The master engineer instead focuses on the purposes of patterns and methodologies, seizing the opportunities and judging case by case the tools that best fit each situation.
Pólya teaches us that complex problems are never completely exhausted. The final phase of problem solving is looking back at our completed solution to expand its potentials and consolidate our knowledge.
In software engineering, this process usually starts with code reviews, agile retrospectives and postmortem meetings. Following are some of the major goals that can be achieved with retrospection:
a. Clean Up
To sharpen our solution, we need to remove duplication, redundancy, and code verbosity. Simplicity and clarity are also important goals of the clean-up phase: removing dead code and unnecessary steps, replacing convoluted algorithms with equivalent but more straightforward ones, selecting more meaningful names for classes, modules, etc. This helps to make the solution more intuitive and easy to see at glance.

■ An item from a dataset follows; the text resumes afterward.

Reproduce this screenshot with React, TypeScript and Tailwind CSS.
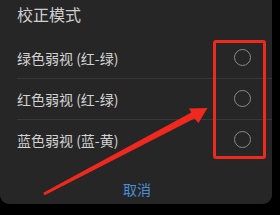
import React from "react";

const options = ["绿色弱视 (红-绿)", "红色弱视 (红-绿)", "蓝色弱视 (蓝-黄)"];

export default function App() {
  return (
    <div
      className="relative w-[280px] h-[215px] bg-black overflow-hidden"
      style={{ fontFamily: '"Noto Sans CJK SC", "Noto Sans", sans-serif' }}
    >
      <div className="w-[272px] h-[204px] bg-[#262626] rounded-b-[9px] flex flex-col">
        <div className="h-[28px] pl-[17px] text-[16px] leading-[28px] text-[#cfcfcf]">校正模式</div>
        <div className="mt-[10px] flex flex-col">
          {options.map((label) => (
            <div
              key={label}
              className="ml-[17px] h-[41px] pr-[21px] flex items-center justify-between border-b border-[#383838] last:border-b-0"
            >
              <span className="text-[14px] text-[#d2d2d2]">{label}</span>
              <span className="w-[17px] h-[17px] rounded-full border border-[#8a8a8a] -mt-[2px]" />
            </div>
          ))}
        </div>
        <div className="flex-1 flex items-end justify-center pb-[7px] pl-[2px]">
          <span className="text-[14px] leading-[16px] text-[#4a8fd6]">取消</span>
        </div>
      </div>

      {/* annotation overlay */}
      <div className="absolute left-[213px] top-[40px] w-[53px] h-[119px] border-[3px] border-[#ee2a1f] rounded-[3px]" />
      <svg className="absolute left-0 top-0" width="280" height="215" viewBox="0 0 280 215">
        <polygon
          points="43.3,192.7 191.3,112.4 189,108.4 207.5,108 198.5,123 194.5,118.6 44.7,195.3"
          fill="#f0281e"
        />
      </svg>
    </div>
  );
}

b. Maintenance and Scalability
Good software solutions need to be able to cope with future changes. Therefore, we need to verify that the impact of reasonably expected maintenance conforms to the initial expectations. Retrospection is also the right phase to exploit performance bottlenecks that may affect our scalability plans.
The main objective of modular software is to be able to reuse as much as possible its components in different contexts. Retrospection can reveal opportunities to generalize or adapt pieces of the solution to be employed in other projects, performing similar tasks.
d. Compare and Improve
Authoring a solution gives us a point of view on the problem that we solved.
Our point of view may not necessarily the best; nevertheless, it is always a valuable term of comparison with other solutions. Surveying the solution can consolidate our knowledge of a business domain and identify which areas of our solution can be further improved.
Writing an informal document can be an exceptionally useful to record a high level description of the strategies adopted, the strong points, the identified limitations, and any interesting idea or suggestion that emerge during the retrospection.